Exercise directions: Examine the material below. Gather every line in which the string "index" appears.

============================================================

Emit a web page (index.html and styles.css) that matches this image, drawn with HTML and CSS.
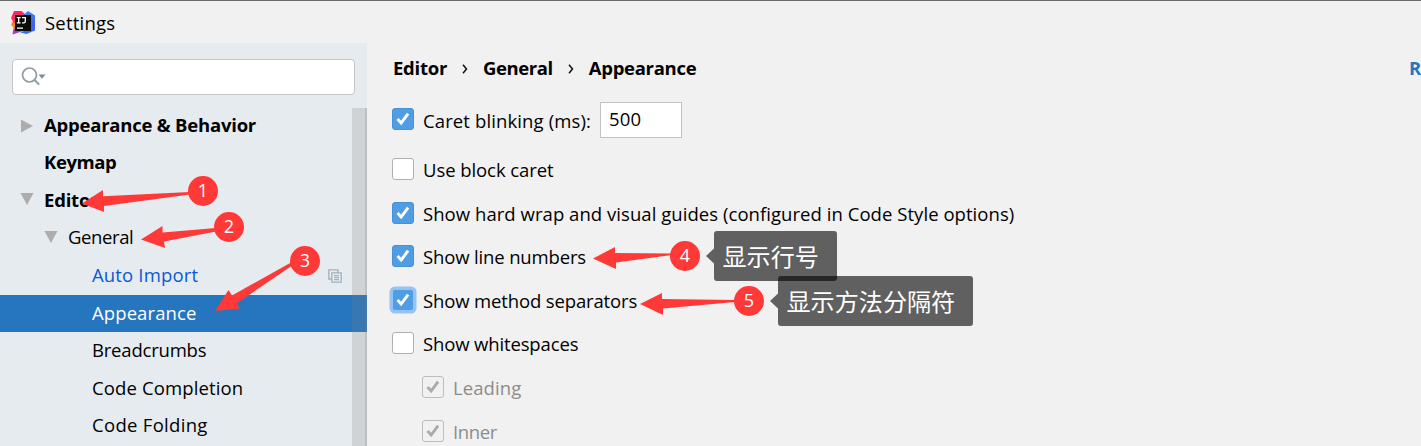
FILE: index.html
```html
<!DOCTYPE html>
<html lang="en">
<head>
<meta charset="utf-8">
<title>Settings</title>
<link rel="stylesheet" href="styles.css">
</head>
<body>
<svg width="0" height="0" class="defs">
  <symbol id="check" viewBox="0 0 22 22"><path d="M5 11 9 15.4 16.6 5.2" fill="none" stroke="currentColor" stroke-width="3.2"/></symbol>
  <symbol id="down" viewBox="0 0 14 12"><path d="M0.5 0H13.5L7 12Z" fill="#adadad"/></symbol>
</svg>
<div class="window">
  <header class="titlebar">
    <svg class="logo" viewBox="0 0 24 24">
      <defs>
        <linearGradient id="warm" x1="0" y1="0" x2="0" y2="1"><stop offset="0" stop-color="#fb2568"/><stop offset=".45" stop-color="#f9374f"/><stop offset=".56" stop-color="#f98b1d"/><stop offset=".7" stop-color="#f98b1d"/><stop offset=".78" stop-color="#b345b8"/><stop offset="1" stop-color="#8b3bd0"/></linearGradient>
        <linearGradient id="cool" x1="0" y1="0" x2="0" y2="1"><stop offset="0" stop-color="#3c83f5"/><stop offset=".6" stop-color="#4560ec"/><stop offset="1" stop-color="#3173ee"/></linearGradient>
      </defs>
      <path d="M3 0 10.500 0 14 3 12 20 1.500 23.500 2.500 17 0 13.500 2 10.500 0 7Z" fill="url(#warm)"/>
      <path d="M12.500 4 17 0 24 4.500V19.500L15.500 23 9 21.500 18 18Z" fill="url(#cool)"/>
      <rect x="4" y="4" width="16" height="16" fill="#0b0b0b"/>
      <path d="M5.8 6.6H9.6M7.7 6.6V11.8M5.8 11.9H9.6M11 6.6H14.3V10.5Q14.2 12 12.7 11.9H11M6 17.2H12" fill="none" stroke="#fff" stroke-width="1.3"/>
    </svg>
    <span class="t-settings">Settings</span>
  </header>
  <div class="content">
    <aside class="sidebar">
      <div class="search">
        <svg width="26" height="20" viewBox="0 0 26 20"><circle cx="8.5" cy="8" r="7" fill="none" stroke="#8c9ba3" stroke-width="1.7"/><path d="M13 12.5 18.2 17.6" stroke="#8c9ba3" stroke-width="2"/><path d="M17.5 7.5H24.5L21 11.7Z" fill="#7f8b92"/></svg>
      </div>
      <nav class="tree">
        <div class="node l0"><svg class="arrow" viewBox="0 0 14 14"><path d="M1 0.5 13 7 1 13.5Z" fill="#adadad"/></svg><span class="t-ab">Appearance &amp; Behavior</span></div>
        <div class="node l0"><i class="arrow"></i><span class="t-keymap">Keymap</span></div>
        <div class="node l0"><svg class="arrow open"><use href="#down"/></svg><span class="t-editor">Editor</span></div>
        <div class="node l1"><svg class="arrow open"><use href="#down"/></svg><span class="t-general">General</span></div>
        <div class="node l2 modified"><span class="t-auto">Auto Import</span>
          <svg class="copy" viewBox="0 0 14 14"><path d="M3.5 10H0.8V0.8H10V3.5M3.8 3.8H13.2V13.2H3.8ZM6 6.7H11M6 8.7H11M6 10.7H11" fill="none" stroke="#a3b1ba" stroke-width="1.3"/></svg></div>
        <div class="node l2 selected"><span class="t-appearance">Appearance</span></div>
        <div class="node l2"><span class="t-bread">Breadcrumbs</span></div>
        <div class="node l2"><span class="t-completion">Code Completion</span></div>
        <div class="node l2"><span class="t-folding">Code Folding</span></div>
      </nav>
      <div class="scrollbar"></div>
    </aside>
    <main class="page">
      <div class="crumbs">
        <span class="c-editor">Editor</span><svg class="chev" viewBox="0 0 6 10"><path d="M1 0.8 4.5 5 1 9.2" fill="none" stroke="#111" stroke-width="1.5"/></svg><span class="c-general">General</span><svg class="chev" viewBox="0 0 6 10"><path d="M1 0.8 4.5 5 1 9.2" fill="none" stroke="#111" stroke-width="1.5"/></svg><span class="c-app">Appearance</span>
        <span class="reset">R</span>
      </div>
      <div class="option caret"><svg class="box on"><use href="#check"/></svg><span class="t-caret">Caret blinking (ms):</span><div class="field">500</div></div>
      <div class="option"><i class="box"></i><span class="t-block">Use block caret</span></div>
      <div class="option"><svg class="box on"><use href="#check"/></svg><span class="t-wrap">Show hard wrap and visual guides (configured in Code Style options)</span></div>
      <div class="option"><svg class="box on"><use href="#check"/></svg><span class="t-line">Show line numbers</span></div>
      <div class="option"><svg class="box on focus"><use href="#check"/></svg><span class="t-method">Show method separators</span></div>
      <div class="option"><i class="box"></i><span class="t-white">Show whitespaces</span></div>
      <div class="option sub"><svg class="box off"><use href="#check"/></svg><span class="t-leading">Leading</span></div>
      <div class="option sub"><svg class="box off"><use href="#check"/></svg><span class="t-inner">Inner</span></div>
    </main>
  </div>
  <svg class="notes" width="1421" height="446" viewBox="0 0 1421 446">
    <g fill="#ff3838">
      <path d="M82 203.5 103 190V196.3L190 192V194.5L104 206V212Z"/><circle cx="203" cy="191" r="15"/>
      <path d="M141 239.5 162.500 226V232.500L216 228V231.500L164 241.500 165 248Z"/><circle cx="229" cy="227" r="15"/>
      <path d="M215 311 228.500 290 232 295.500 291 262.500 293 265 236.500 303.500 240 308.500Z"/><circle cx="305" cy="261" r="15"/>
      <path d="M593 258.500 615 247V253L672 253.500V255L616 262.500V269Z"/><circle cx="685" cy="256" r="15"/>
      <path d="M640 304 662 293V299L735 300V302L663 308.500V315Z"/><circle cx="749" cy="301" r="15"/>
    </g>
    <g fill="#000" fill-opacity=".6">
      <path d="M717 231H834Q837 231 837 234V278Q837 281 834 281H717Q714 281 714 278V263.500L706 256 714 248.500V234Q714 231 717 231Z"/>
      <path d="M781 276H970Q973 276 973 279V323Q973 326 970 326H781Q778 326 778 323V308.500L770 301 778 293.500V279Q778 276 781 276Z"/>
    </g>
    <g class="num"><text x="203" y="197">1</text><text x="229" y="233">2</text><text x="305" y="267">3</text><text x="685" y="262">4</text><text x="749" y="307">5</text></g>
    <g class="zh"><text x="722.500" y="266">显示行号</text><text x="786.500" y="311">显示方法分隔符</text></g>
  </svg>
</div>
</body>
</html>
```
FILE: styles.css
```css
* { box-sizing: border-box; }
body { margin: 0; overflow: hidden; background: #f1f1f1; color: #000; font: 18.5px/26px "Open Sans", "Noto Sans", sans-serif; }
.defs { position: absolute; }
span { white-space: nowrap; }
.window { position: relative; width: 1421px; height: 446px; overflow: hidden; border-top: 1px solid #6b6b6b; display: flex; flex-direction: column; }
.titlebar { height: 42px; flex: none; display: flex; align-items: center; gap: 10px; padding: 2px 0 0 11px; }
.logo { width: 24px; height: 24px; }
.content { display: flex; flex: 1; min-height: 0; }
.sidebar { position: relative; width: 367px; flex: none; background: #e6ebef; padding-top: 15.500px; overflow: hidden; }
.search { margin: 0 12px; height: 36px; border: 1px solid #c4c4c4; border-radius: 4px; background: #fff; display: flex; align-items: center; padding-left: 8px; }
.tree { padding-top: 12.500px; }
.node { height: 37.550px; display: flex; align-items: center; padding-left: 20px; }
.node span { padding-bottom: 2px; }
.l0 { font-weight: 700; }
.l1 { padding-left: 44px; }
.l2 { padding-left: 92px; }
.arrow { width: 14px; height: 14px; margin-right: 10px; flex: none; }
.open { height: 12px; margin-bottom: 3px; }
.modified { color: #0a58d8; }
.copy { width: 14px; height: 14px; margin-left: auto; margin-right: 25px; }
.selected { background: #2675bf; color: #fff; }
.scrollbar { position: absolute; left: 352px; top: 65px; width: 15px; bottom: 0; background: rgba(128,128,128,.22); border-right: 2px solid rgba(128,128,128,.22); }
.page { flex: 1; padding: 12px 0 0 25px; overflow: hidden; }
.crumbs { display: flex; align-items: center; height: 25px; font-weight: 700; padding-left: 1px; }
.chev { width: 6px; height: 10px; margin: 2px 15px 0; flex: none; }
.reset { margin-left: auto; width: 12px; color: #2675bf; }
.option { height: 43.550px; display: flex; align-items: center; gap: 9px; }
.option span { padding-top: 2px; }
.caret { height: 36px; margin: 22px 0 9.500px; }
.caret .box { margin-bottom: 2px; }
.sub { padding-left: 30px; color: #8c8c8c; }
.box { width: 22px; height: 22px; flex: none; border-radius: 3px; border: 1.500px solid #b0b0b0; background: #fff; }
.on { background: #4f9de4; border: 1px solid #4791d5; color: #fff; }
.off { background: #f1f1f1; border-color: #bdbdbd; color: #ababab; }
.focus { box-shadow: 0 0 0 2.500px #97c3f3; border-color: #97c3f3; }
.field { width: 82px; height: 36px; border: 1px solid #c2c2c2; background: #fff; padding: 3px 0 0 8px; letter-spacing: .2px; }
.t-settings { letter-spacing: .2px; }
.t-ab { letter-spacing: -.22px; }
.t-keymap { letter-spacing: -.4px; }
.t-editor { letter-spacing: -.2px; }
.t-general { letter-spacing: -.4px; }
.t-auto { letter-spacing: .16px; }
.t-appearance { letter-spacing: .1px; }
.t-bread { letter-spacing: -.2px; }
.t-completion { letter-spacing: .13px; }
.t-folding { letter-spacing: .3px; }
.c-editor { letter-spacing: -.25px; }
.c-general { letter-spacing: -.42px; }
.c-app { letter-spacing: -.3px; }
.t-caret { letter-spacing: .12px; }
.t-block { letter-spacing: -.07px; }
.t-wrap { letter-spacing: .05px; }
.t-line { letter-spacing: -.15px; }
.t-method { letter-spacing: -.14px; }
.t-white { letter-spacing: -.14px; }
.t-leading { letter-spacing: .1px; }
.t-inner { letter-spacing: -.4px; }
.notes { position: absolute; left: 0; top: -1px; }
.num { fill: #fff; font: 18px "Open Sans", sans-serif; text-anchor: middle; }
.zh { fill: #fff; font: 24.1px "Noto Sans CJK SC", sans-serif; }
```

============================================================

Solution below:
Emit a web page (index.html and styles.css) that matches this image, drawn with HTML and CSS.
FILE: index.html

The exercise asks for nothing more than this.